The “U-value,” also known as the thermal transmittance or heat transfer coefficient, is a measure of the rate of heat transfer through a building component, such as a wall, roof, or window. It quantifies the amount of heat that passes through one square meter of the component for every degree Celsius of temperature difference between the indoor and outdoor environments.
U-value is expressed in units of watts per square meter per degree Celsius (W/m²·°C) or sometimes in British thermal units per hour per square foot per degree Fahrenheit (BTU/h·ft²·°F). A lower U-value indicates better thermal insulation properties and reduced heat transfer.

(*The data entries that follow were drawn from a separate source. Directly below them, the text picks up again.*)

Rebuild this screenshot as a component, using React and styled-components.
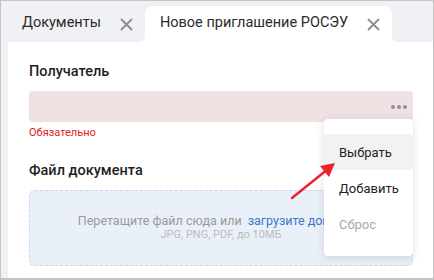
import React from 'react';
import styled, { createGlobalStyle } from 'styled-components';

const Global = createGlobalStyle`
    html, body {
        margin: 0;
        padding: 0;
        background: #ffffff;
    }
    * {
        box-sizing: border-box;
    }
    body {
        font-family: Roboto, "Liberation Sans", sans-serif;
    }
`;

const Window = styled.div`
    width: 434px;
    height: 280px;
    border: 1px solid #c4c4c4;
    border-bottom-width: 2px;
    background: #f0f1f5;
    display: flex;
    flex-direction: column;
    overflow: hidden;
`;

const TabBar = styled.div`
    height: 41px;
    display: flex;
    align-items: flex-end;
    padding-left: 7px;
`;

const Tab = styled.div`
    position: relative;
    height: 36px;
    display: flex;
    align-items: center;
    gap: 19px;
    padding: 0 12px 0 ${props => props.active ? '15px' : '14px'};
    font-size: 14.5px;
    color: #2b2b2b;
    background: ${props => props.active ? '#ffffff' : 'transparent'};
    border-radius: 7px 7px 0 0;
    ${props => props.active && `
        &::before, &::after {
            content: '';
            position: absolute;
            bottom: 0;
            width: 6px;
            height: 6px;
        }
        &::before {
            left: -6px;
            background: radial-gradient(circle at 0 0, transparent 6px, #ffffff 6.5px);
        }
        &::after {
            right: -6px;
            background: radial-gradient(circle at 100% 0, transparent 6px, #ffffff 6.5px);
        }
    `}
`;

const TabTitle = styled.span`
    line-height: 1;
    padding-bottom: 1px;
`;

const CloseIcon = styled.svg`
    width: 13px;
    height: 13px;
    display: block;
`;

const Panel = styled.div`
    flex: 1;
    margin-left: 7px;
    background: #ffffff;
    padding: 21px 20px 0 21px;
    position: relative;
`;

const Label = styled.div`
    font-size: 14.5px;
    font-weight: 500;
    color: #1f1f1f;
    line-height: 18px;
    margin-top: ${props => props.top || 0}px;
`;

const Field = styled.div`
    position: relative;
    margin-top: 10px;
    height: 31px;
    background: #f1e1e2;
    border-radius: 4px;
    display: flex;
    align-items: center;
    justify-content: flex-end;
    padding-right: 6px;
`;

const Dots = styled.svg`
    width: 16px;
    height: 4px;
    display: block;
`;

const ErrorText = styled.div`
    margin-top: 4px;
    font-size: 11px;
    color: #e0201c;
    line-height: 14px;
`;

const Drop = styled.div`
    margin-top: 10px;
    height: 76px;
    background: #eaf0f8;
    border: 1px dashed #c6d7ee;
    border-radius: 6px;
    display: flex;
    flex-direction: column;
    align-items: center;
    justify-content: center;
    padding-bottom: 2px;
`;

const DropMain = styled.div`
    font-size: 12.5px;
    color: #9a9a9a;
    line-height: 15px;
    white-space: nowrap;
`;

const DropLink = styled.span`
    color: #3b78c9;
    margin-left: 6px;
`;

const DropHint = styled.div`
    font-size: 11px;
    color: #bcbcbc;
    line-height: 14px;
`;

const Menu = styled.div`
    position: absolute;
    left: 316px;
    top: 77px;
    width: 89px;
    background: #ffffff;
    border-radius: 4px;
    box-shadow: 0 2px 10px rgba(0, 0, 0, 0.12);
    padding: 15px 0 14px;
    display: flex;
    flex-direction: column;
    z-index: 2;
`;

const MenuItem = styled.div`
    height: 36px;
    display: flex;
    align-items: center;
    padding-left: 15px;
    font-size: 13px;
    color: ${props => props.disabled ? '#a9a9a9' : '#222222'};
    background: ${props => props.hover ? '#f1f2f2' : 'transparent'};
    border-radius: ${props => props.hover ? '4px' : '0'};
`;

const Arrow = styled.svg`
    position: absolute;
    left: 276px;
    top: 118px;
    width: 54px;
    height: 44px;
    z-index: 3;
    overflow: visible;
`;

const Close = () => (
    <CloseIcon viewBox="0 0 13 13">
        <path d="M1.5 1.5 L11.5 11.5 M11.5 1.5 L1.5 11.5" stroke="#8c8c8c" strokeWidth="1.8" strokeLinecap="round" />
    </CloseIcon>
);

export default function App() {
    return (
        <>
            <Global />
            <Window>
                <TabBar>
                    <Tab>
                        <TabTitle>Документы</TabTitle>
                        <Close />
                    </Tab>
                    <Tab active>
                        <TabTitle>Новое приглашение РОСЭУ</TabTitle>
                        <Close />
                    </Tab>
                </TabBar>
                <Panel>
                    <Label>Получатель</Label>
                    <Field>
                        <Dots viewBox="0 0 16 4">
                            <circle cx="2" cy="2" r="2" fill="#8794a3" />
                            <circle cx="8" cy="2" r="2" fill="#8794a3" />
                            <circle cx="14" cy="2" r="2" fill="#8794a3" />
                        </Dots>
                    </Field>
                    <ErrorText>Обязательно</ErrorText>
                    <Label top={22}>Файл документа</Label>
                    <Drop>
                        <DropMain>
                            Перетащите файл сюда или<DropLink>загрузите документ</DropLink>
                        </DropMain>
                        <DropHint>JPG, PNG, PDF, до 10МБ</DropHint>
                    </Drop>
                    <Menu>
                        <MenuItem hover>Выбрать</MenuItem>
                        <MenuItem>Добавить</MenuItem>
                        <MenuItem disabled>Сброс</MenuItem>
                    </Menu>
                    <Arrow viewBox="0 0 54 44">
                        <line x1="8" y1="38" x2="44" y2="9" stroke="#e8232a" strokeWidth="2.4" strokeLinecap="round" />
                        <polygon points="51,3 36,6 45,17" fill="#e8232a" />
                    </Arrow>
                </Panel>
            </Window>
        </>
    );
}
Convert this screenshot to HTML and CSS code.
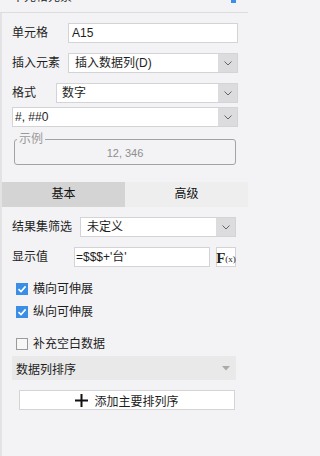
FILE: index.html
```html
<!DOCTYPE html>
<html lang="zh-CN">
<head>
<meta charset="utf-8">
<link rel="stylesheet" href="styles.css">
</head>
<body>
<div class="header"><span class="title">单元格元素</span><span class="pin"></span></div>
<div class="panel">
  <div class="top">
    <div class="row r1"><span class="label w56">单元格</span><div class="input grow">A15</div></div>
    <div class="row r2"><span class="label w56">插入元素</span><div class="select grow"><span class="val p6">插入数据列(D)</span><span class="arrow"><svg width="8" height="5" viewBox="0 0 8 5"><polyline points="0.5,0.5 4,4 7.5,0.5" fill="none" stroke="#666" stroke-width="1"/></svg></span></div></div>
    <div class="row r3"><span class="label w44">格式</span><div class="select grow"><span class="val p5">数字</span><span class="arrow"><svg width="8" height="5" viewBox="0 0 8 5"><polyline points="0.5,0.5 4,4 7.5,0.5" fill="none" stroke="#666" stroke-width="1"/></svg></span></div></div>
    <div class="row r4"><div class="select grow"><span class="val p2">#, ##0</span><span class="arrow"><svg width="8" height="5" viewBox="0 0 8 5"><polyline points="0.5,0.5 4,4 7.5,0.5" fill="none" stroke="#666" stroke-width="1"/></svg></span></div></div>
    <fieldset class="example"><legend>示例</legend><div class="sample">12, 346</div></fieldset>
  </div>
  <div class="tabs"><div class="tab active">基本</div><div class="tab">高级</div></div>
  <div class="basic">
    <div class="row rf"><span class="label w68">结果集筛选</span><div class="select grow"><span class="val p6">未定义</span><span class="arrow"><svg width="8" height="5" viewBox="0 0 8 5"><polyline points="0.5,0.5 4,4 7.5,0.5" fill="none" stroke="#666" stroke-width="1"/></svg></span></div></div>
    <div class="row rv"><span class="label w56">显示值</span><div class="input grow p2">=$$$+'台'</div><div class="fx"><span class="fx-f">F</span><span class="fx-x">(x)</span></div></div>
    <label class="check c1"><span class="box on"><svg width="12" height="12" viewBox="0 0 12 12"><polyline points="2.5,6.2 5,8.6 9.6,3.4" fill="none" stroke="#fff" stroke-width="1.6"/></svg></span>横向可伸展</label>
    <label class="check c2"><span class="box on"><svg width="12" height="12" viewBox="0 0 12 12"><polyline points="2.5,6.2 5,8.6 9.6,3.4" fill="none" stroke="#fff" stroke-width="1.6"/></svg></span>纵向可伸展</label>
    <label class="check c3"><span class="box"></span>补充空白数据</label>
    <div class="sortbar"><span>数据列排序</span><svg width="8" height="5" viewBox="0 0 8 5"><polygon points="0,0 8,0 4,4.5" fill="#aaa"/></svg></div>
    <div class="addbtn"><svg width="13" height="13" viewBox="0 0 13 13"><rect x="0" y="5.5" width="13" height="2" fill="#111"/><rect x="5.5" y="0" width="2" height="13" fill="#111"/></svg><span>添加主要排列序</span></div>
  </div>
</div>
</body>
</html>
```
FILE: styles.css
```css
html, body {
  margin: 0;
  padding: 0;
  background: #f3f3f5;
}
body {
  width: 248px;
  height: 456px;
  overflow: hidden;
  font-family: "Liberation Sans", "Noto Sans CJK SC", sans-serif;
  font-size: 12px;
  color: #1e1e1e;
}
.header {
  height: 12px;
  border-bottom: 1px solid #dcdcdc;
  overflow: hidden;
  display: flex;
  justify-content: space-between;
}
.title {
  margin: -9px 0 0 12px;
  line-height: 12px;
  height: 12px;
}
.pin {
  width: 5px;
  height: 3px;
  background: #3b8fe8;
  margin-right: 12px;
}
.panel {
  border-left: 2px solid #e3e3e5;
  height: 443px;
}
.top {
  padding: 10px 10px 0 10px;
}
.row {
  display: flex;
  align-items: center;
  height: 20px;
}
.r1, .r2 { margin-bottom: 10px; }
.r3 { margin-bottom: 4px; }
.label {
  flex: none;
  line-height: 20px;
  white-space: nowrap;
}
.w44 { width: 44px; }
.w56 { width: 56px; }
.w68 { width: 68px; }
.grow { flex: 1; min-width: 0; }
.input, .select {
  box-sizing: border-box;
  height: 20px;
  border: 1px solid #d4d4d6;
  background: #fff;
  line-height: 18px;
}
.input { padding-left: 3px; }
.input.p2 { padding-left: 1px; }
.select {
  display: flex;
  align-items: stretch;
}
.val { flex: 1; white-space: nowrap; }
.p2 { padding-left: 2px; }
.p5 { padding-left: 5px; }
.p6 { padding-left: 6px; }
.arrow {
  width: 19px;
  background: #dcdcde;
  display: flex;
  align-items: center;
  justify-content: center;
}
.example {
  margin: 6px 2px 0 2px;
  padding: 0 0 3px 0;
  border: 1px solid #a3a3a3;
  border-radius: 3px;
  min-width: 0;
}
.example legend {
  margin-left: 2px;
  padding: 0 2px;
  line-height: 12px;
  color: #9a9a9a;
}
.sample {
  text-align: center;
  line-height: 16px;
  font-size: 11px;
  color: #8e8e8e;
}
.tabs {
  display: flex;
  margin-top: 17px;
  height: 25px;
}
.tab {
  flex: 1;
  text-align: center;
  line-height: 25px;
  background: #eeeeef;
  color: #111;
}
.tab.active { background: #d4d4d5; }
.basic {
  padding: 10px 12px 0 10px;
}
.rf { margin-bottom: 10px; }
.rv { gap: 6px; }
.fx {
  box-sizing: border-box;
  width: 20px;
  height: 20px;
  border: 1px solid #d4d4d6;
  background: #fff;
  display: flex;
  align-items: flex-end;
  justify-content: center;
  font-family: "Liberation Serif", serif;
  line-height: 16px;
  color: #222;
}
.fx-f { font-weight: bold; font-size: 15px; }
.fx-x { font-size: 9px; line-height: 13px; }
.check {
  display: flex;
  align-items: center;
  height: 16px;
  margin-left: 4px;
  gap: 5px;
  line-height: 16px;
}
.c1 { margin-top: 14px; }
.c2 { margin-top: 7px; }
.c3 { margin-top: 16px; }
.box {
  box-sizing: border-box;
  width: 12px;
  height: 12px;
  border: 1px solid #9b9b9b;
  background: #f7f7f7;
  display: flex;
}
.box.on {
  border: none;
  background: #3a8ee6;
}
.sortbar {
  margin-top: 4px;
  height: 24px;
  background: #e9e9ea;
  display: flex;
  align-items: center;
  justify-content: space-between;
  padding: 0 6px 0 4px;
}
.addbtn {
  box-sizing: border-box;
  margin: 10px 1px 0 7px;
  height: 20px;
  border: 1px solid #d4d4d6;
  background: #fff;
  display: flex;
  align-items: center;
  justify-content: center;
  gap: 6px;
}
```
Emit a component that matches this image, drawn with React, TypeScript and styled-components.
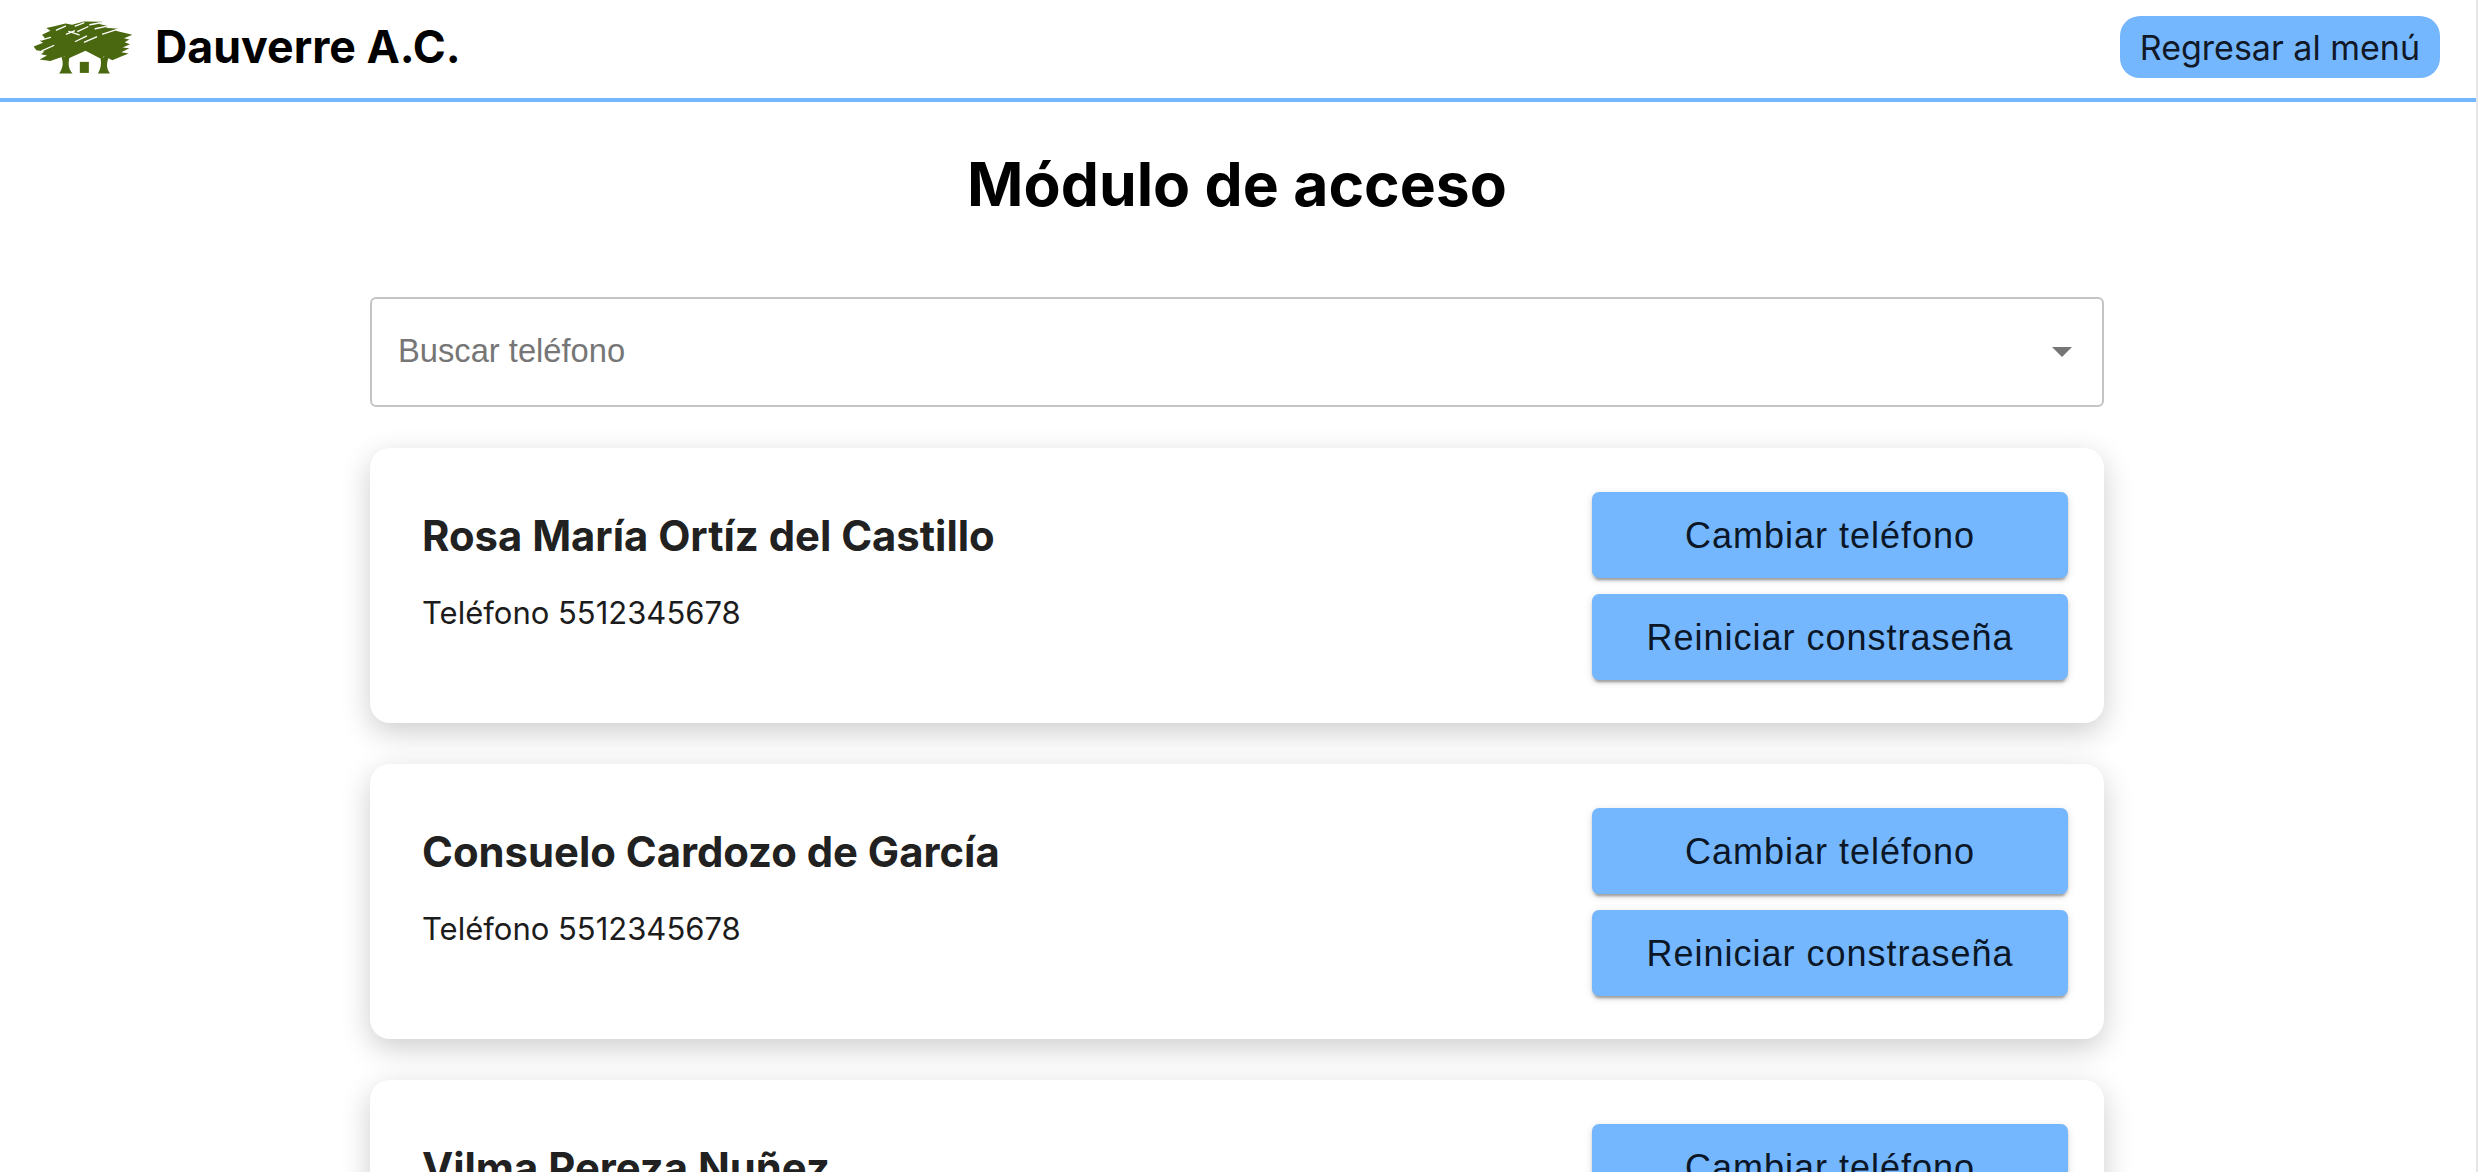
import React from "react";
import styled, { createGlobalStyle } from "styled-components";

const GlobalStyle = createGlobalStyle`
  html, body {
    margin: 0;
    padding: 0;
    background: #fff;
    overflow: hidden;
  }
  * {
    box-sizing: border-box;
  }
`;

const Page = styled.div`
  height: 1172px;
  overflow: hidden;
  border-right: 2px solid #e6e6e6;
  font-family: Inter, "Liberation Sans", sans-serif;
`;

const NavBar = styled.header`
  display: flex;
  align-items: center;
  justify-content: space-between;
  height: 102px;
  padding: 0 36px 4px 32px;
  border-bottom: 4px solid #74b7ff;
`;

const Brand = styled.div`
  display: flex;
  align-items: center;
  gap: 21px;
`;

const BrandName = styled.span`
  font-size: 44.7px;
  font-weight: 700;
  color: #000;
`;

const BackButton = styled.button`
  height: 62px;
  padding: 0 20px;
  border: 0;
  border-radius: 20px;
  background: #74b7ff;
  color: #111827;
  font-family: Inter, sans-serif;
  font-size: 34px;
`;

const Main = styled.main`
  width: 1734px;
  margin-left: 370px;
`;

const Title = styled.h1`
  margin: 0;
  padding: 42px 0 0;
  height: 195px;
  font-size: 60.6px;
  line-height: 80px;
  font-weight: 700;
  text-align: center;
  color: #000;
`;

const SearchBox = styled.div`
  display: flex;
  align-items: center;
  justify-content: space-between;
  height: 110px;
  padding: 0 30px 0 26px;
  border: 2px solid #c4c4c4;
  border-radius: 6px;
  margin-bottom: 41px;
`;

const Placeholder = styled.span`
  position: relative;
  top: -1px;
  font-family: "Liberation Sans", Arial, sans-serif;
  font-size: 32.7px;
  color: #767676;
`;

const CardList = styled.div`
  display: flex;
  flex-direction: column;
  gap: 41px;
`;

const Card = styled.section`
  display: flex;
  flex: none;
  align-items: center;
  justify-content: space-between;
  height: 275px;
  padding: 0 36px 0 52px;
  border-radius: 20px;
  background: #fff;
  box-shadow: 0 9px 30px rgba(0, 0, 0, 0.2);
`;

const Info = styled.div`
  display: flex;
  flex-direction: column;
  gap: 32px;
  margin-top: -28px;
`;

const Name = styled.h2`
  margin: 0;
  font-size: 41.8px;
  line-height: 50px;
  font-weight: 700;
  color: #212121;
`;

const Phone = styled.p`
  margin: 0;
  font-size: 31px;
  line-height: 40px;
  color: #1c1c1c;
`;

const Actions = styled.div`
  display: flex;
  flex-direction: column;
  gap: 16px;
  width: 476px;
`;

const ActionButton = styled.button`
  height: 86px;
  padding: 2px 0 0;
  border: 0;
  border-radius: 7px;
  background: #74b7ff;
  color: #0b1626;
  font-family: "Liberation Sans", Arial, sans-serif;
  font-size: 36px;
  letter-spacing: 1px;
  box-shadow: 0 5px 2px -3px rgba(0, 0, 0, 0.2), 0 3px 3px 0 rgba(0, 0, 0, 0.14),
    0 2px 8px 0 rgba(0, 0, 0, 0.12);
`;

function Logo() {
  const streaks = [
    "M168 88 L195 76", "M224 76 L250 66", "M268 72 L300 66", "M198 100 L222 90",
    "M232 92 L262 78", "M306 100 L350 86", "M284 84 L320 76", "M225 122 L258 106",
    "M252 124 L288 108", "M205 92 L236 102", "M124 150 L160 134", "M122 118 L150 110",
  ];
  return (
    <svg width="102" height="57" viewBox="95 55 305 170" aria-label="Dauverre">
      <path
        fill="#4a680f"
        d="M100 137 L128 126 L118 120 L134 112 L125 102 L150 90 L138 82 L165 76 L195 68 L215 72 L250 62 L305 63 L296 70 L322 76 L316 81 L352 84 L345 90 L395 102 L370 112 L386 116 L372 124 L388 130 L366 140 L386 142 L362 154 L384 158 L360 168 L335 178 L312 166 L298 172 L255 150 L205 172 L190 166 L150 180 L118 176 L140 164 L122 160 L132 152 L108 148 Z"
      />
      <path fill="#4a680f" d="M176 218 C188 200 191 185 180 160 L192 168 L198 160 L208 166 C202 190 204 202 216 218 Z" />
      <path fill="#4a680f" d="M292 218 C302 200 305 185 296 160 L308 170 L316 162 L326 164 C316 190 318 202 328 218 Z" />
      <rect x="238" y="183" width="27" height="33" fill="#4a680f" />
      <g stroke="#fff" strokeWidth="4" strokeLinecap="round">
        {streaks.map((d) => (
          <path key={d} d={d} />
        ))}
      </g>
    </svg>
  );
}

const people = ["Rosa María Ortíz del Castillo", "Consuelo Cardozo de García", "Vilma Pereza Nuñez"];

export default function App() {
  return (
    <Page>
      <GlobalStyle />
      <NavBar>
        <Brand>
          <Logo />
          <BrandName>Dauverre A.C.</BrandName>
        </Brand>
        <BackButton>Regresar al menú</BackButton>
      </NavBar>
      <Main>
        <Title>Módulo de acceso</Title>
        <SearchBox>
          <Placeholder>Buscar teléfono</Placeholder>
          <svg width="20" height="10" viewBox="0 0 20 10">
            <path d="M0 0 L20 0 L10 10 Z" fill="#757575" />
          </svg>
        </SearchBox>
        <CardList>
          {people.map((name) => (
            <Card key={name}>
              <Info>
                <Name>{name}</Name>
                <Phone>Teléfono 5512345678</Phone>
              </Info>
              <Actions>
                <ActionButton>Cambiar teléfono</ActionButton>
                <ActionButton>Reiniciar constraseña</ActionButton>
              </Actions>
            </Card>
          ))}
        </CardList>
      </Main>
    </Page>
  );
}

The U-value of a building component depends on several factors, including the material properties, thickness, and the presence of insulation. Generally, materials with higher thermal resistance, such as insulation materials, have lower U-values.
U-values are used in building energy calculations and thermal analysis to assess the energy efficiency and thermal performance of buildings. By reducing the U-value of a building envelope, less heat is lost during the winter or gained during the summer, resulting in improved energy efficiency and thermal comfort.
It’s worth noting that U-values are often used in conjunction with other factors, such as solar heat gain coefficient (SHGC) for windows or air leakage rates, to provide a comprehensive understanding of a building’s energy performance. National and international building codes often specify maximum U-values for different building components to ensure energy efficiency standards are met.